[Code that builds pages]
_ _ _ _ _ _ _

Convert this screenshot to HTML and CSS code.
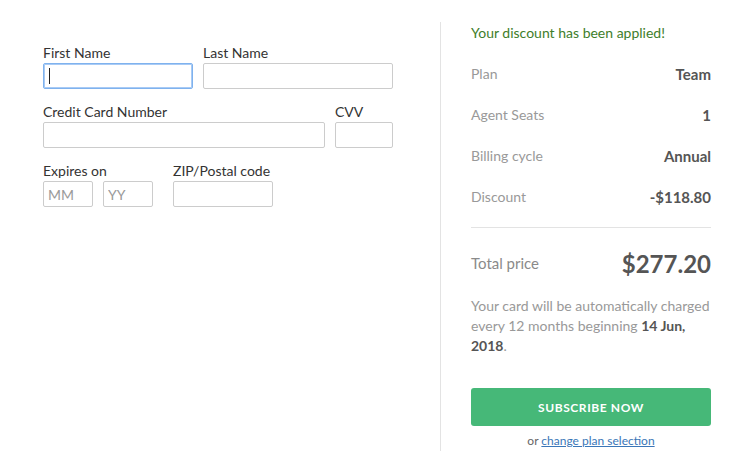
FILE: index.html
```html
<!DOCTYPE html>
<html>
<head>
<meta charset="utf-8">
<link rel="stylesheet" href="styles.css">
</head>
<body>
<div class="page">
  <div class="form-col">
    <div class="row">
      <div class="field w150">
        <label class="label">First Name</label>
        <div class="caret-wrap">
          <input class="input focused" type="text">
          <span class="caret"></span>
        </div>
      </div>
      <div class="field w190">
        <label class="label">Last Name</label>
        <input class="input" type="text">
      </div>
    </div>
    <div class="row">
      <div class="field w282">
        <label class="label">Credit Card Number</label>
        <input class="input" type="text">
      </div>
      <div class="field w58">
        <label class="label">CVV</label>
        <input class="input" type="text">
      </div>
    </div>
    <div class="row">
      <div class="field">
        <label class="label">Expires on</label>
        <div class="pair">
          <input class="input w50" type="text" placeholder="MM">
          <input class="input w50" type="text" placeholder="YY">
        </div>
      </div>
      <div class="field zip">
        <label class="label">ZIP/Postal code</label>
        <input class="input w100" type="text">
      </div>
    </div>
  </div>
  <div class="summary-col">
    <div class="notice">Your discount has been applied!</div>
    <div class="line"><span class="key">Plan</span><span class="val">Team</span></div>
    <div class="line"><span class="key">Agent Seats</span><span class="val">1</span></div>
    <div class="line"><span class="key">Billing cycle</span><span class="val">Annual</span></div>
    <div class="line"><span class="key">Discount</span><span class="val">-$118.80</span></div>
    <div class="divider"></div>
    <div class="total"><span class="total-key">Total price</span><span class="total-val">$277.20</span></div>
    <p class="note"><span>Your card will be automatically charged</span> <span>every 12 months beginning</span> <strong>14 Jun,</strong> <strong>2018</strong>.</p>
    <button class="btn">SUBSCRIBE NOW</button>
    <div class="alt">or <a href="#" class="alt-link">change plan selection</a></div>
  </div>
</div>
</body>
</html>
```
FILE: styles.css
```css
* { box-sizing: border-box; }
html, body { margin: 0; padding: 0; background: #fff; }
body { font-family: Lato, "Noto Sans", sans-serif; color: #333; }
.page { display: flex; padding-top: 22px; width: 756px; }
.form-col { width: 440px; padding: 22px 0 0 43px; }
.row { display: flex; gap: 10px; margin-bottom: 14px; }
.field { display: flex; flex-direction: column; }
.w150 { width: 150px; }
.w190 { width: 190px; }
.w282 { width: 282px; }
.w58 { width: 58px; }
.w50 { width: 50px; }
.w100 { width: 100px; }
.zip { margin-left: 10px; }
.pair { display: flex; gap: 10px; }
.label { font-size: 14px; line-height: 18px; height: 18px; margin-bottom: 1px; color: #333; }
.input { height: 26px; border: 1px solid #ccc; border-radius: 2px; padding: 0 4px; font-family: Lato, sans-serif; font-size: 14px; color: #333; background: #fff; width: 100%; outline: none; }
.input.w50 { width: 50px; }
.input.w100 { width: 100px; }
.input::placeholder { color: #9a9a9a; }
.input.focused { border-color: #7fb2ee; box-shadow: 0 0 0 1px #a9cbf5 inset; }
.caret-wrap { position: relative; }
.caret { position: absolute; left: 6px; top: 5px; width: 1px; height: 16px; background: #222; }
.summary-col { width: 316px; border-left: 1px solid #e3e3e3; padding: 0 45px 0 30px; min-height: 428px; }
.notice { color: #3e7d2a; font-size: 14px; line-height: 22px; margin-bottom: 9px; }
.line { display: flex; justify-content: space-between; align-items: center; height: 41px; }
.key { color: #999; font-size: 14px; }
.val { color: #555; font-size: 15px; font-weight: bold; }
.divider { height: 1px; background: #e3e3e3; margin-top: 10px; }
.total { display: flex; justify-content: space-between; align-items: center; height: 36px; margin-top: 17px; }
.total-key { color: #8a8a8a; font-size: 15px; }
.total-val { color: #555; font-size: 24px; font-weight: bold; }
.note { margin: 15px 0 0; color: #999; font-size: 14px; line-height: 20px; }
.note strong { color: #555; }
.btn { display: block; width: 240px; height: 38px; margin-top: 32px; border: none; border-radius: 3px; background: #46b878; color: #fff; font-family: Lato, sans-serif; font-weight: bold; font-size: 12px; letter-spacing: 0.6px; }
.alt { text-align: center; font-size: 12px; line-height: 20px; margin-top: 5px; color: #666; }
.alt-link { color: #3a76b8; text-decoration: underline; }
```
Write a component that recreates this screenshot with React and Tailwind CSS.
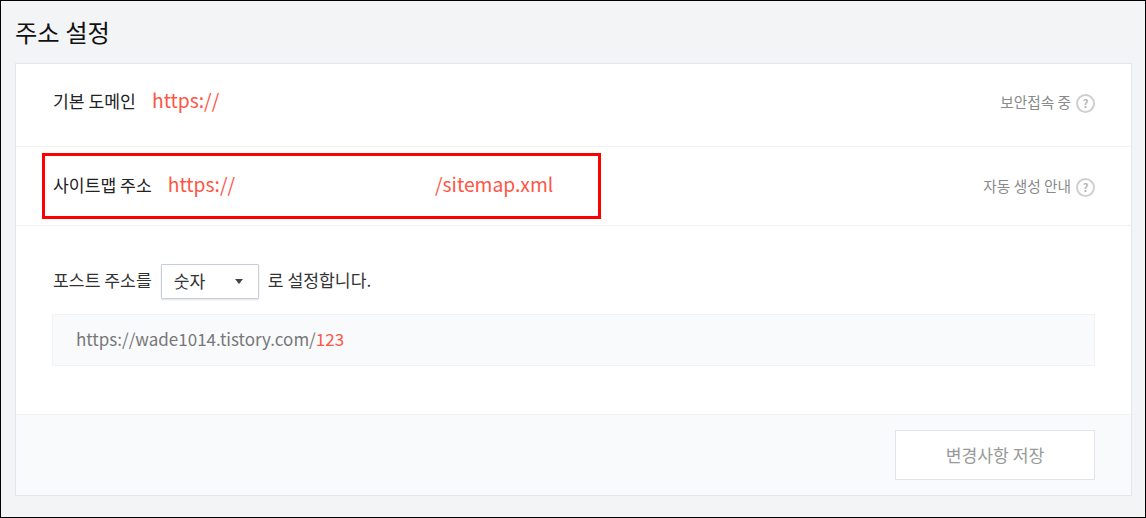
// App.jsx - 주소 설정 panel
import React from 'react';

const FONT = { fontFamily: '"Noto Sans CJK KR", "Noto Sans", sans-serif' };

function HelpIcon() {
  return (
    <span className="ml-[5px] mt-[6px] flex h-[19px] w-[19px] items-center justify-center rounded-full border-2 border-[#cfcfcf] text-[11px] font-bold leading-none text-[#b5b5b5]">
      ?
    </span>
  );
}

function Row({ label, help, children, height }) {
  return (
    <div className={`flex items-center justify-between border-b border-[#f1f2f4] pl-[37px] pr-[36px] ${height}`}>
      <div className="flex items-center">
        <span className="text-[17.2px] text-[#222222]">{label}</span>
        <span className="ml-[16px] text-[19.3px] text-[#ff5544]">{children}</span>
      </div>
      <div className="flex items-center text-[14.7px] text-[#8a8a8a]">
        <span className="mt-[3px]">{help}</span>
        <HelpIcon />
      </div>
    </div>
  );
}

export default function App() {
  return (
    <div
      className="relative h-[518px] w-[1146px] border border-black bg-[#f3f4f6] pl-[14px] pr-[13px]"
      style={FONT}
    >
      <h1 className="flex h-[62px] items-center text-[24.3px] font-normal text-[#111111]">주소 설정</h1>

      <div className="h-[433px] border border-[#e4e6ed] bg-white">
        <Row label="기본 도메인" help="보안접속 중" height="h-[83px] pb-[9px]">
          https://
        </Row>
        <Row label="사이트맵 주소" help="자동 생성 안내" height="h-[79px] pb-[3px]">
          https://<span className="ml-[200px]">/sitemap.xml</span>
        </Row>

        <div className="h-[189px] border-b border-[#f1f2f4] pl-[36px] pr-[36px] pt-[38px]">
          <div className="flex items-center text-[17.2px] text-[#333333]">
            <span className="ml-[1px] pb-[3px]">포스트 주소를</span>
            <div className="ml-[9px] mr-[9px] flex h-[35px] w-[98px] items-center justify-between rounded-[1px] border border-[#c5ced9] pb-[1px] pl-[12px] pr-[15px] shadow-[0_1px_2px_rgba(0,0,0,0.12)]">
              <span>숫자</span>
              <span className="h-0 w-0 border-x-[4px] border-t-[5px] border-x-transparent border-t-[#444444]" />
            </div>
            <span className="pb-[3px]">로 설정합니다.</span>
          </div>
          <div className="mt-[15px] flex h-[52px] items-center border border-[#f1f2f5] bg-[#f9fafc] pb-[2px] pl-[23px] text-[17px] text-[#777777]">
            https://wade1014.tistory.com/<span className="text-[#ff5544]">123</span>
          </div>
        </div>

        <div className="flex h-[80px] justify-end bg-[#f9fafc] pr-[36px] pt-[15px]">
          <button className="h-[50px] w-[200px] border border-[#e2e4ec] bg-white text-[17.2px] text-[#999999]">
            변경사항 저장
          </button>
        </div>
      </div>

      {/* red annotation box */}
      <div className="pointer-events-none absolute left-[41px] top-[152px] h-[66px] w-[559px] border-[3px] border-[#ff0000]" />
    </div>
  );
}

_ _ _ _ _ _ _

STATED GOAL: From the records given above, reproduce all text exactly and exclude each picture.

SOLUTION FOR THIS PROBLEM:
Convert this screenshot to HTML and CSS code.
FILE: index.html
```html
<!DOCTYPE html>
<html>
<head>
<meta charset="utf-8">
<link rel="stylesheet" href="styles.css">
</head>
<body>
<div class="page">
  <div class="form-col">
    <div class="row">
      <div class="field w150">
        <label class="label">First Name</label>
        <div class="caret-wrap">
          <input class="input focused" type="text">
          <span class="caret"></span>
        </div>
      </div>
      <div class="field w190">
        <label class="label">Last Name</label>
        <input class="input" type="text">
      </div>
    </div>
    <div class="row">
      <div class="field w282">
        <label class="label">Credit Card Number</label>
        <input class="input" type="text">
      </div>
      <div class="field w58">
        <label class="label">CVV</label>
        <input class="input" type="text">
      </div>
    </div>
    <div class="row">
      <div class="field">
        <label class="label">Expires on</label>
        <div class="pair">
          <input class="input w50" type="text" placeholder="MM">
          <input class="input w50" type="text" placeholder="YY">
        </div>
      </div>
      <div class="field zip">
        <label class="label">ZIP/Postal code</label>
        <input class="input w100" type="text">
      </div>
    </div>
  </div>
  <div class="summary-col">
    <div class="notice">Your discount has been applied!</div>
    <div class="line"><span class="key">Plan</span><span class="val">Team</span></div>
    <div class="line"><span class="key">Agent Seats</span><span class="val">1</span></div>
    <div class="line"><span class="key">Billing cycle</span><span class="val">Annual</span></div>
    <div class="line"><span class="key">Discount</span><span class="val">-$118.80</span></div>
    <div class="divider"></div>
    <div class="total"><span class="total-key">Total price</span><span class="total-val">$277.20</span></div>
    <p class="note"><span>Your card will be automatically charged</span> <span>every 12 months beginning</span> <strong>14 Jun,</strong> <strong>2018</strong>.</p>
    <button class="btn">SUBSCRIBE NOW</button>
    <div class="alt">or <a href="#" class="alt-link">change plan selection</a></div>
  </div>
</div>
</body>
</html>
```
FILE: styles.css
```css
* { box-sizing: border-box; }
html, body { margin: 0; padding: 0; background: #fff; }
body { font-family: Lato, "Noto Sans", sans-serif; color: #333; }
.page { display: flex; padding-top: 22px; width: 756px; }
.form-col { width: 440px; padding: 22px 0 0 43px; }
.row { display: flex; gap: 10px; margin-bottom: 14px; }
.field { display: flex; flex-direction: column; }
.w150 { width: 150px; }
.w190 { width: 190px; }
.w282 { width: 282px; }
.w58 { width: 58px; }
.w50 { width: 50px; }
.w100 { width: 100px; }
.zip { margin-left: 10px; }
.pair { display: flex; gap: 10px; }
.label { font-size: 14px; line-height: 18px; height: 18px; margin-bottom: 1px; color: #333; }
.input { height: 26px; border: 1px solid #ccc; border-radius: 2px; padding: 0 4px; font-family: Lato, sans-serif; font-size: 14px; color: #333; background: #fff; width: 100%; outline: none; }
.input.w50 { width: 50px; }
.input.w100 { width: 100px; }
.input::placeholder { color: #9a9a9a; }
.input.focused { border-color: #7fb2ee; box-shadow: 0 0 0 1px #a9cbf5 inset; }
.caret-wrap { position: relative; }
.caret { position: absolute; left: 6px; top: 5px; width: 1px; height: 16px; background: #222; }
.summary-col { width: 316px; border-left: 1px solid #e3e3e3; padding: 0 45px 0 30px; min-height: 428px; }
.notice { color: #3e7d2a; font-size: 14px; line-height: 22px; margin-bottom: 9px; }
.line { display: flex; justify-content: space-between; align-items: center; height: 41px; }
.key { color: #999; font-size: 14px; }
.val { color: #555; font-size: 15px; font-weight: bold; }
.divider { height: 1px; background: #e3e3e3; margin-top: 10px; }
.total { display: flex; justify-content: space-between; align-items: center; height: 36px; margin-top: 17px; }
.total-key { color: #8a8a8a; font-size: 15px; }
.total-val { color: #555; font-size: 24px; font-weight: bold; }
.note { margin: 15px 0 0; color: #999; font-size: 14px; line-height: 20px; }
.note strong { color: #555; }
.btn { display: block; width: 240px; height: 38px; margin-top: 32px; border: none; border-radius: 3px; background: #46b878; color: #fff; font-family: Lato, sans-serif; font-weight: bold; font-size: 12px; letter-spacing: 0.6px; }
.alt { text-align: center; font-size: 12px; line-height: 20px; margin-top: 5px; color: #666; }
.alt-link { color: #3a76b8; text-decoration: underline; }
```
Write a component that recreates this screenshot with React and Tailwind CSS.
// App.jsx - 주소 설정 panel
import React from 'react';

const FONT = { fontFamily: '"Noto Sans CJK KR", "Noto Sans", sans-serif' };

function HelpIcon() {
  return (
    <span className="ml-[5px] mt-[6px] flex h-[19px] w-[19px] items-center justify-center rounded-full border-2 border-[#cfcfcf] text-[11px] font-bold leading-none text-[#b5b5b5]">
      ?
    </span>
  );
}

function Row({ label, help, children, height }) {
  return (
    <div className={`flex items-center justify-between border-b border-[#f1f2f4] pl-[37px] pr-[36px] ${height}`}>
      <div className="flex items-center">
        <span className="text-[17.2px] text-[#222222]">{label}</span>
        <span className="ml-[16px] text-[19.3px] text-[#ff5544]">{children}</span>
      </div>
      <div className="flex items-center text-[14.7px] text-[#8a8a8a]">
        <span className="mt-[3px]">{help}</span>
        <HelpIcon />
      </div>
    </div>
  );
}

export default function App() {
  return (
    <div
      className="relative h-[518px] w-[1146px] border border-black bg-[#f3f4f6] pl-[14px] pr-[13px]"
      style={FONT}
    >
      <h1 className="flex h-[62px] items-center text-[24.3px] font-normal text-[#111111]">주소 설정</h1>

      <div className="h-[433px] border border-[#e4e6ed] bg-white">
        <Row label="기본 도메인" help="보안접속 중" height="h-[83px] pb-[9px]">
          https://
        </Row>
        <Row label="사이트맵 주소" help="자동 생성 안내" height="h-[79px] pb-[3px]">
          https://<span className="ml-[200px]">/sitemap.xml</span>
        </Row>

        <div className="h-[189px] border-b border-[#f1f2f4] pl-[36px] pr-[36px] pt-[38px]">
          <div className="flex items-center text-[17.2px] text-[#333333]">
            <span className="ml-[1px] pb-[3px]">포스트 주소를</span>
            <div className="ml-[9px] mr-[9px] flex h-[35px] w-[98px] items-center justify-between rounded-[1px] border border-[#c5ced9] pb-[1px] pl-[12px] pr-[15px] shadow-[0_1px_2px_rgba(0,0,0,0.12)]">
              <span>숫자</span>
              <span className="h-0 w-0 border-x-[4px] border-t-[5px] border-x-transparent border-t-[#444444]" />
            </div>
            <span className="pb-[3px]">로 설정합니다.</span>
          </div>
          <div className="mt-[15px] flex h-[52px] items-center border border-[#f1f2f5] bg-[#f9fafc] pb-[2px] pl-[23px] text-[17px] text-[#777777]">
            https://wade1014.tistory.com/<span className="text-[#ff5544]">123</span>
          </div>
        </div>

        <div className="flex h-[80px] justify-end bg-[#f9fafc] pr-[36px] pt-[15px]">
          <button className="h-[50px] w-[200px] border border-[#e2e4ec] bg-white text-[17.2px] text-[#999999]">
            변경사항 저장
          </button>
        </div>
      </div>

      {/* red annotation box */}
      <div className="pointer-events-none absolute left-[41px] top-[152px] h-[66px] w-[559px] border-[3px] border-[#ff0000]" />
    </div>
  );
}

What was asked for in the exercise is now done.